13.3 Estimating the Blowing Snow Component of Antarctic Precipitation

Friday, 14 July 2006: 9:00 AM
Hall of Ideas G-J (Monona Terrace Community and Convention Center)
Shelley L. Knuth, University of Colorado, Boulder, CO; and G. J. Tripoli, J. E. Thom, G. A. Weidner, and C. R. Stearns

Antarctica is a continent of many meteorological unknowns, the most significant of which is the temporal and spatial distribution of precipitation. Traditional methods of quantifying precipitation, such as estimates from microwave sounders, snow gauges, or radar are not feasible or not available in Antarctica at the present time. Consequently, the amount of accumulation at a given site, whether by blowing snow or falling precipitation, remains largely unknown. Acoustic depth gauges (ADG) provide the only concrete real-time information for accumulation in Antarctica.

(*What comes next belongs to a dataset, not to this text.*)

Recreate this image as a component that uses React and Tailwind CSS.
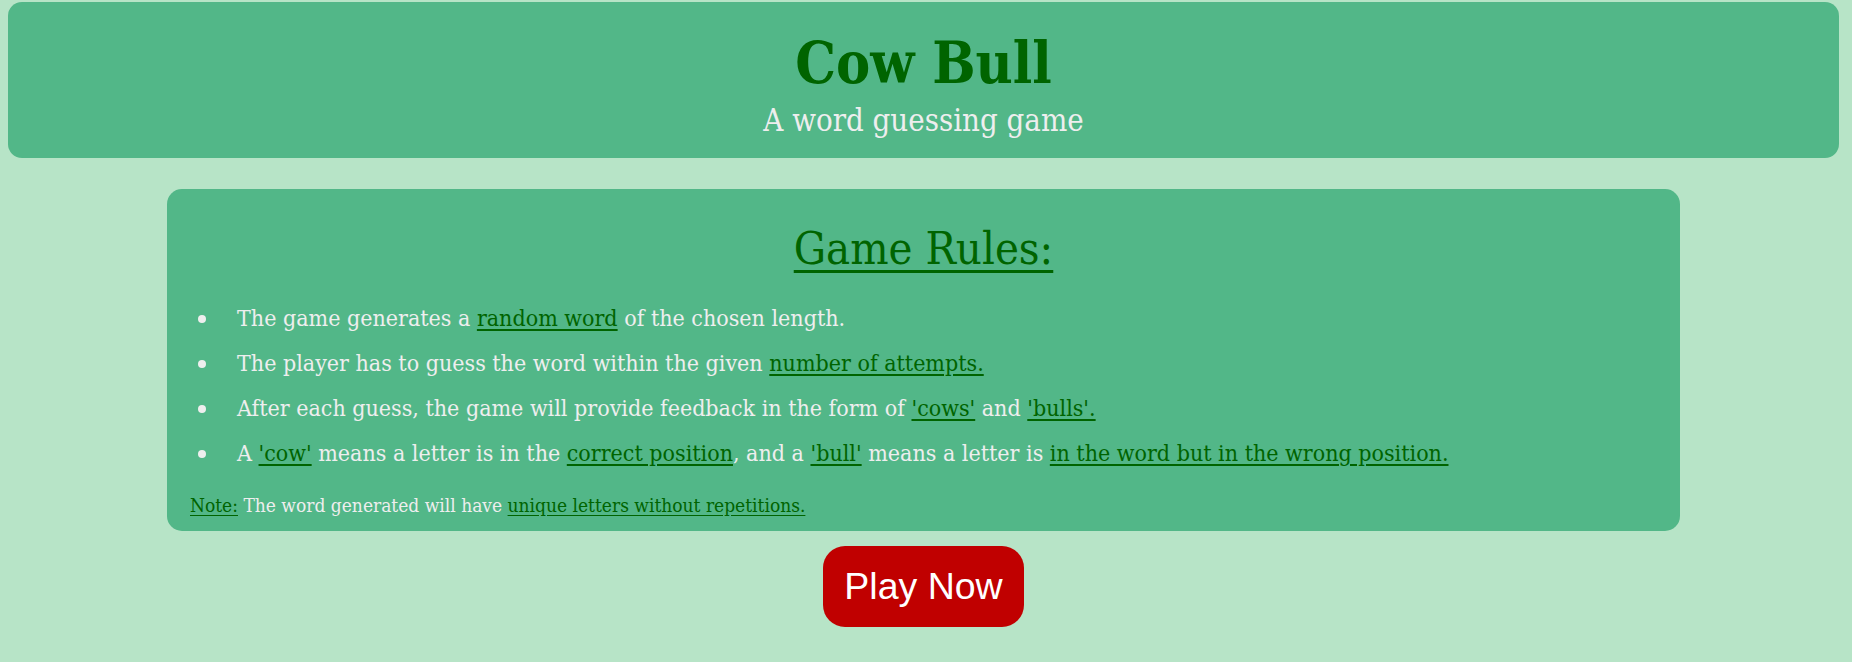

Ultimately the ability to determine precipitation from ADGs depends on estimating the component of accumulation due to blowing snow. These estimates must involve the numerical simulation of lofting of snow by wind and its displacement over time. We envision this can be accomplished by a mesoscale weather model that directly assimilates depth changes from both precipitation and blowing snow and minimizes the error between ADG observations and its own prediction. The first step in developing such an assimilation model is to create a verifiable model of blowing snow displacement. This, in turn, will require observational case studies where blowing snow observations are taken and used to evaluate model performance. We will describe a campaign to attain such observations and our initial attempts to represent these observations with model simulations of blowing snow using the University of Wisconsin-Nonhydrostatic Modeling System (UW-NMS). New efforts to directly measure the blowing snow component of Antarctic accumulation by merging models with ground-based measurements are presented.